# Directive
Reproduce the listing below exactly, minus its pictures.

# Provided data
Start

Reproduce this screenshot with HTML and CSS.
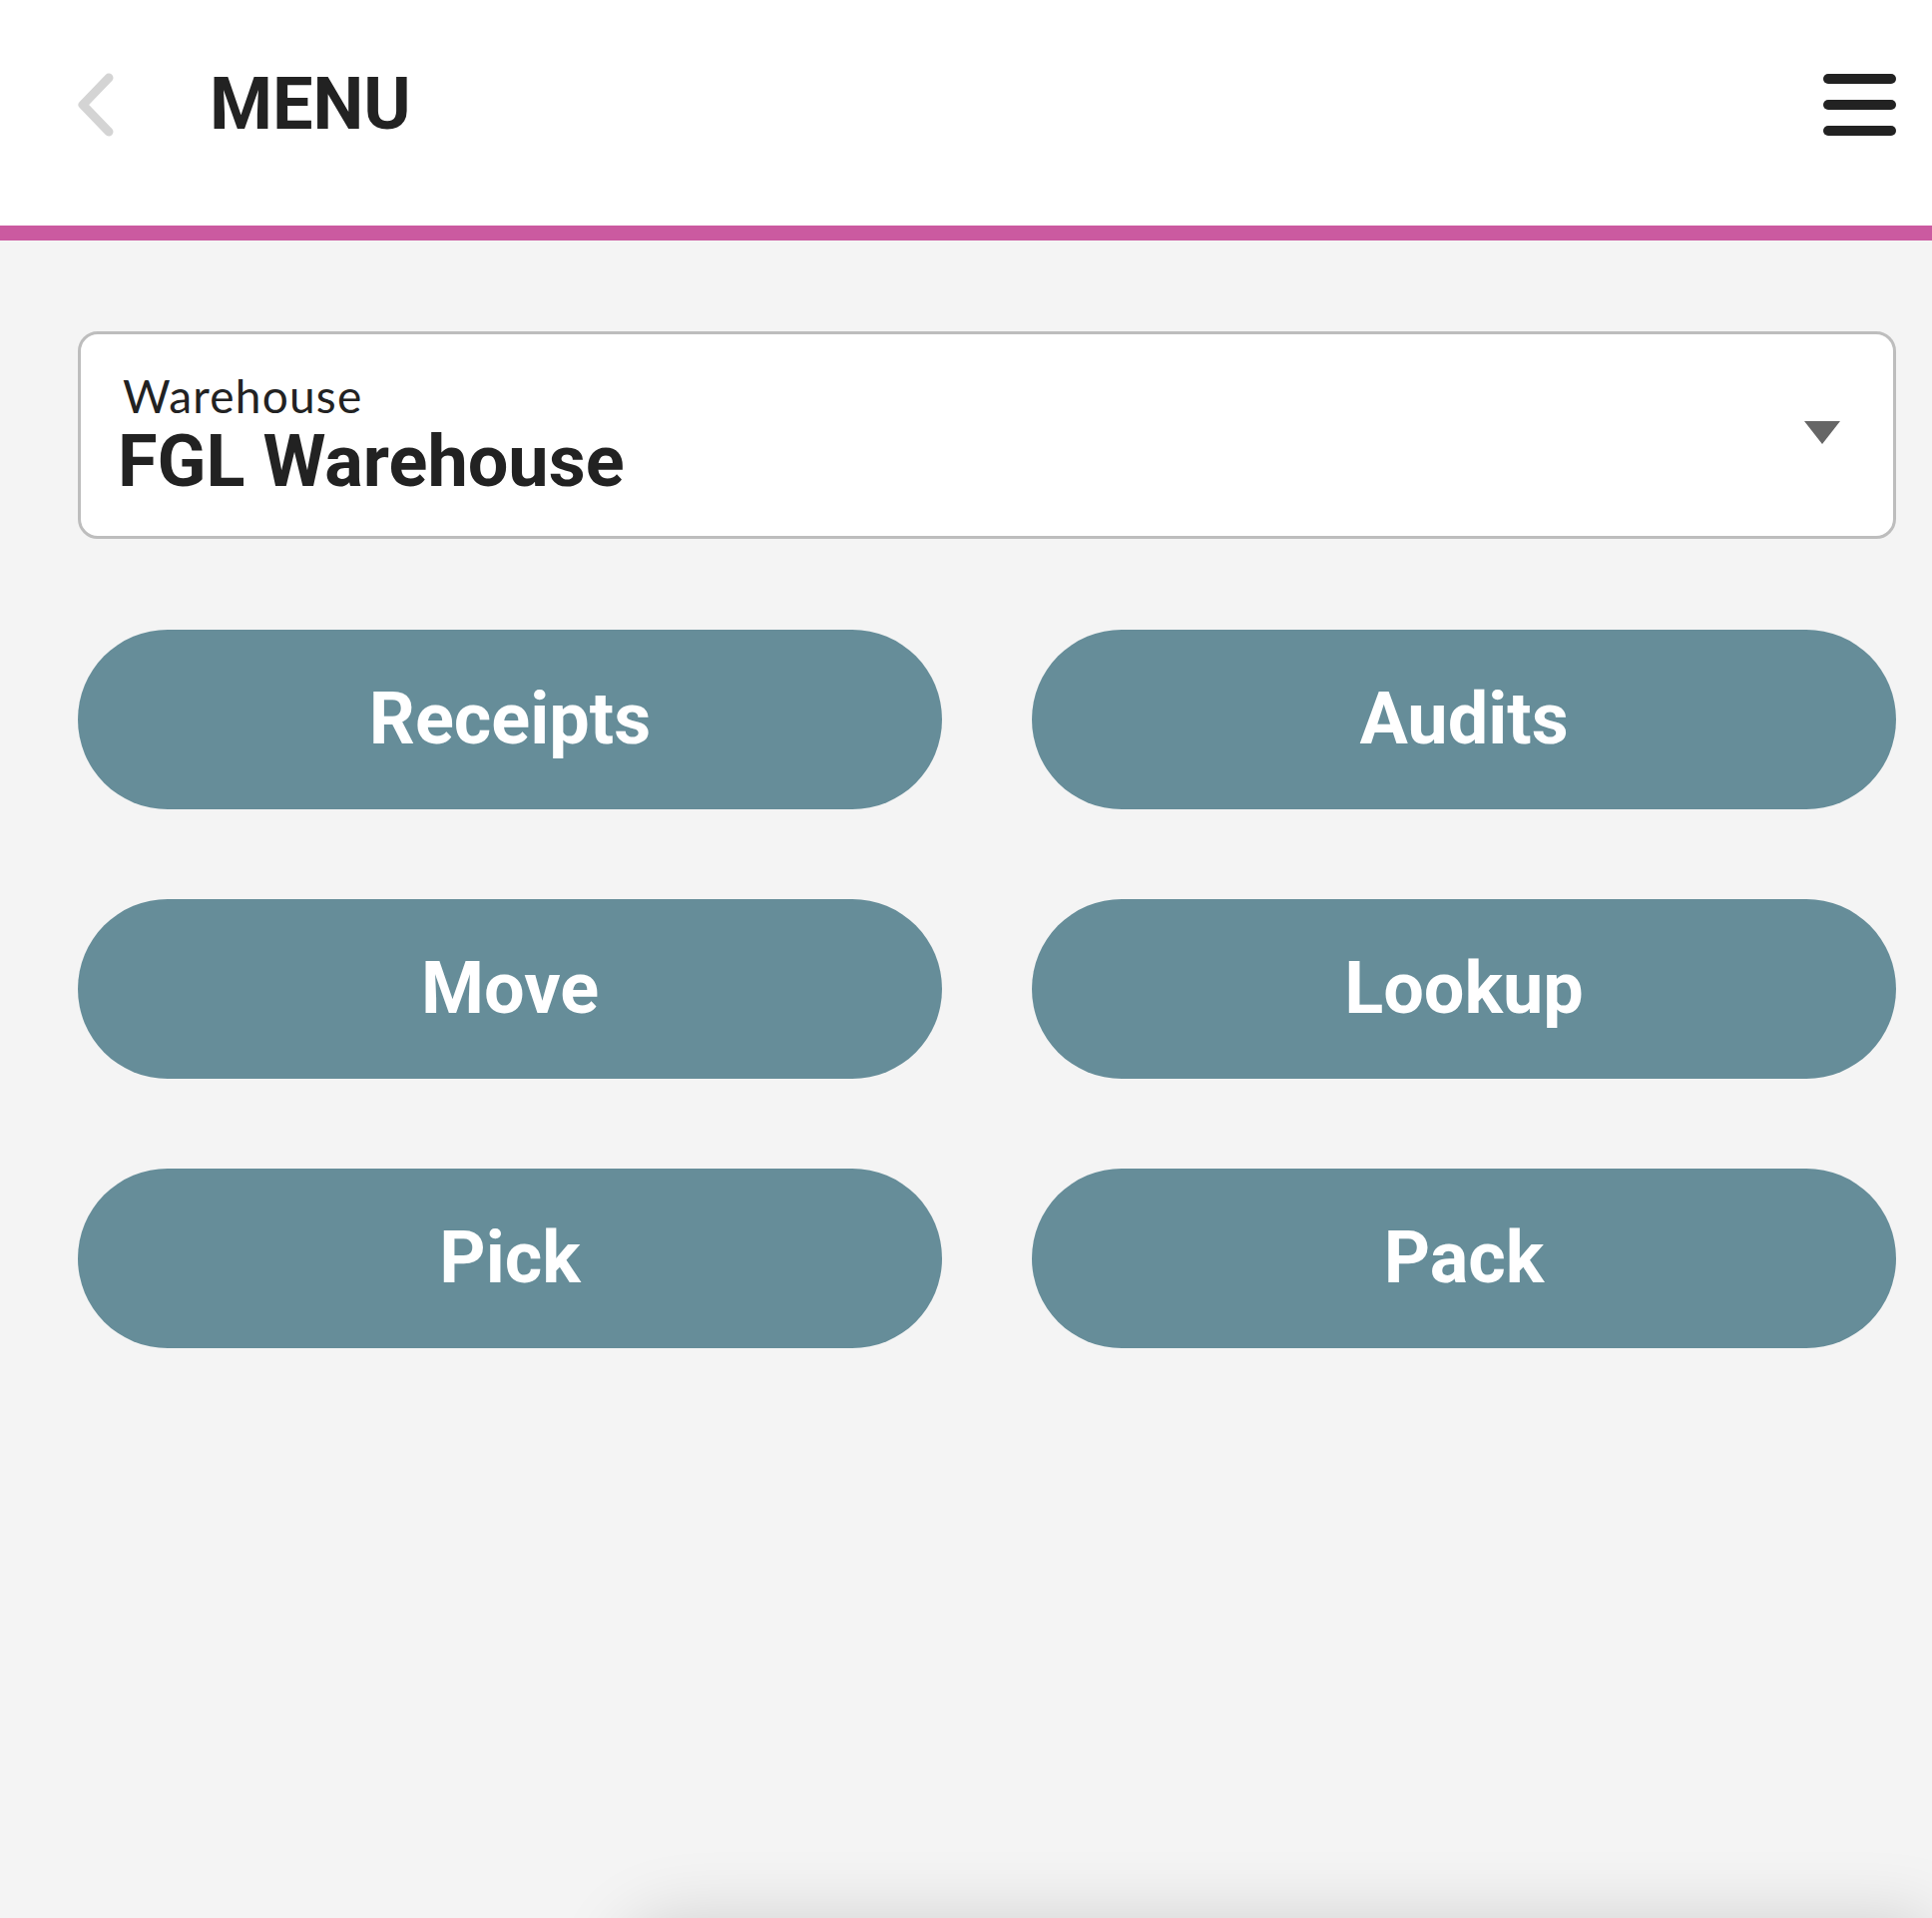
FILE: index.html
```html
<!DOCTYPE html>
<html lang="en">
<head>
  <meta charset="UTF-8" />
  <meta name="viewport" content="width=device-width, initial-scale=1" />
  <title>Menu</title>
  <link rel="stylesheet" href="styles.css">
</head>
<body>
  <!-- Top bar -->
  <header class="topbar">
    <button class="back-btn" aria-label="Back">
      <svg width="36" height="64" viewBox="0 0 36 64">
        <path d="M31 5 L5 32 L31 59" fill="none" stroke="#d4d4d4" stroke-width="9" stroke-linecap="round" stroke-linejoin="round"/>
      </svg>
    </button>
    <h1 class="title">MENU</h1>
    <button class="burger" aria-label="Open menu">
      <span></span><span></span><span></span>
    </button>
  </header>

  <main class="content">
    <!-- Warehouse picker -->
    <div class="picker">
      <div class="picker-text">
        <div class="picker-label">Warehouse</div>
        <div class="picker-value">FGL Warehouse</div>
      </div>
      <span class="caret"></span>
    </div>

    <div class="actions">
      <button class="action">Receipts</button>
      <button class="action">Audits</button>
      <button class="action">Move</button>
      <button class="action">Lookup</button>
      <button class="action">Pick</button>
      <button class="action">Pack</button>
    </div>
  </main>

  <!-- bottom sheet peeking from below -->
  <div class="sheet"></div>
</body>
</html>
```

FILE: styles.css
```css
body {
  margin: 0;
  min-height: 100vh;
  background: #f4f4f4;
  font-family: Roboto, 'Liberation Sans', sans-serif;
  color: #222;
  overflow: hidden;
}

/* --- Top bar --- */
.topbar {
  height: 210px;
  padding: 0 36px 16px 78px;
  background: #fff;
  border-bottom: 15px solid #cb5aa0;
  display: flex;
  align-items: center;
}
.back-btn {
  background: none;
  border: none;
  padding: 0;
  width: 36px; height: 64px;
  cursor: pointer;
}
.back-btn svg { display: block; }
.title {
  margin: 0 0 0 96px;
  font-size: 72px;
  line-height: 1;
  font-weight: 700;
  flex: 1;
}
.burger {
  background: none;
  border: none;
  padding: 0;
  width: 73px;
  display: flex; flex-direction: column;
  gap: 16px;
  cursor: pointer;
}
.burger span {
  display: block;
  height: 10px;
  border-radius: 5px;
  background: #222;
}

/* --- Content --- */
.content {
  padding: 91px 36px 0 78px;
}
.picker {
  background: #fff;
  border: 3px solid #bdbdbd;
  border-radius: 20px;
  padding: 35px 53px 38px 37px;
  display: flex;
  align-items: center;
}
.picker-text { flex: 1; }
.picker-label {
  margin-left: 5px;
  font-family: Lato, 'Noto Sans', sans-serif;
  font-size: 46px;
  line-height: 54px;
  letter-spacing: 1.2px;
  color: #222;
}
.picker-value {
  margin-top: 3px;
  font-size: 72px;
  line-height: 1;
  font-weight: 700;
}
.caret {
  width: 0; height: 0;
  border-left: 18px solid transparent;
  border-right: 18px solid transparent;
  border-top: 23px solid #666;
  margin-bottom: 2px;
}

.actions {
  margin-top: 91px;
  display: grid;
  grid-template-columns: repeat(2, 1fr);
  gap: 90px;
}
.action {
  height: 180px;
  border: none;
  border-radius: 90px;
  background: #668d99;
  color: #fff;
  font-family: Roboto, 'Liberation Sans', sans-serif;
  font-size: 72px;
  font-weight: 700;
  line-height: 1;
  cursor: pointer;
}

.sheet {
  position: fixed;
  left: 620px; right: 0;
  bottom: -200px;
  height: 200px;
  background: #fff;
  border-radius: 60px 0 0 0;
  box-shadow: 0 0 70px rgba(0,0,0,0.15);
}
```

End

# Result below
Reproduce this screenshot with HTML and CSS.
FILE: index.html
```html
<!DOCTYPE html>
<html lang="en">
<head>
  <meta charset="UTF-8" />
  <meta name="viewport" content="width=device-width, initial-scale=1" />
  <title>Menu</title>
  <link rel="stylesheet" href="styles.css">
</head>
<body>
  <!-- Top bar -->
  <header class="topbar">
    <button class="back-btn" aria-label="Back">
      <svg width="36" height="64" viewBox="0 0 36 64">
        <path d="M31 5 L5 32 L31 59" fill="none" stroke="#d4d4d4" stroke-width="9" stroke-linecap="round" stroke-linejoin="round"/>
      </svg>
    </button>
    <h1 class="title">MENU</h1>
    <button class="burger" aria-label="Open menu">
      <span></span><span></span><span></span>
    </button>
  </header>

  <main class="content">
    <!-- Warehouse picker -->
    <div class="picker">
      <div class="picker-text">
        <div class="picker-label">Warehouse</div>
        <div class="picker-value">FGL Warehouse</div>
      </div>
      <span class="caret"></span>
    </div>

    <div class="actions">
      <button class="action">Receipts</button>
      <button class="action">Audits</button>
      <button class="action">Move</button>
      <button class="action">Lookup</button>
      <button class="action">Pick</button>
      <button class="action">Pack</button>
    </div>
  </main>

  <!-- bottom sheet peeking from below -->
  <div class="sheet"></div>
</body>
</html>
```

FILE: styles.css
```css
body {
  margin: 0;
  min-height: 100vh;
  background: #f4f4f4;
  font-family: Roboto, 'Liberation Sans', sans-serif;
  color: #222;
  overflow: hidden;
}

/* --- Top bar --- */
.topbar {
  height: 210px;
  padding: 0 36px 16px 78px;
  background: #fff;
  border-bottom: 15px solid #cb5aa0;
  display: flex;
  align-items: center;
}
.back-btn {
  background: none;
  border: none;
  padding: 0;
  width: 36px; height: 64px;
  cursor: pointer;
}
.back-btn svg { display: block; }
.title {
  margin: 0 0 0 96px;
  font-size: 72px;
  line-height: 1;
  font-weight: 700;
  flex: 1;
}
.burger {
  background: none;
  border: none;
  padding: 0;
  width: 73px;
  display: flex; flex-direction: column;
  gap: 16px;
  cursor: pointer;
}
.burger span {
  display: block;
  height: 10px;
  border-radius: 5px;
  background: #222;
}

/* --- Content --- */
.content {
  padding: 91px 36px 0 78px;
}
.picker {
  background: #fff;
  border: 3px solid #bdbdbd;
  border-radius: 20px;
  padding: 35px 53px 38px 37px;
  display: flex;
  align-items: center;
}
.picker-text { flex: 1; }
.picker-label {
  margin-left: 5px;
  font-family: Lato, 'Noto Sans', sans-serif;
  font-size: 46px;
  line-height: 54px;
  letter-spacing: 1.2px;
  color: #222;
}
.picker-value {
  margin-top: 3px;
  font-size: 72px;
  line-height: 1;
  font-weight: 700;
}
.caret {
  width: 0; height: 0;
  border-left: 18px solid transparent;
  border-right: 18px solid transparent;
  border-top: 23px solid #666;
  margin-bottom: 2px;
}

.actions {
  margin-top: 91px;
  display: grid;
  grid-template-columns: repeat(2, 1fr);
  gap: 90px;
}
.action {
  height: 180px;
  border: none;
  border-radius: 90px;
  background: #668d99;
  color: #fff;
  font-family: Roboto, 'Liberation Sans', sans-serif;
  font-size: 72px;
  font-weight: 700;
  line-height: 1;
  cursor: pointer;
}

.sheet {
  position: fixed;
  left: 620px; right: 0;
  bottom: -200px;
  height: 200px;
  background: #fff;
  border-radius: 60px 0 0 0;
  box-shadow: 0 0 70px rgba(0,0,0,0.15);
}
```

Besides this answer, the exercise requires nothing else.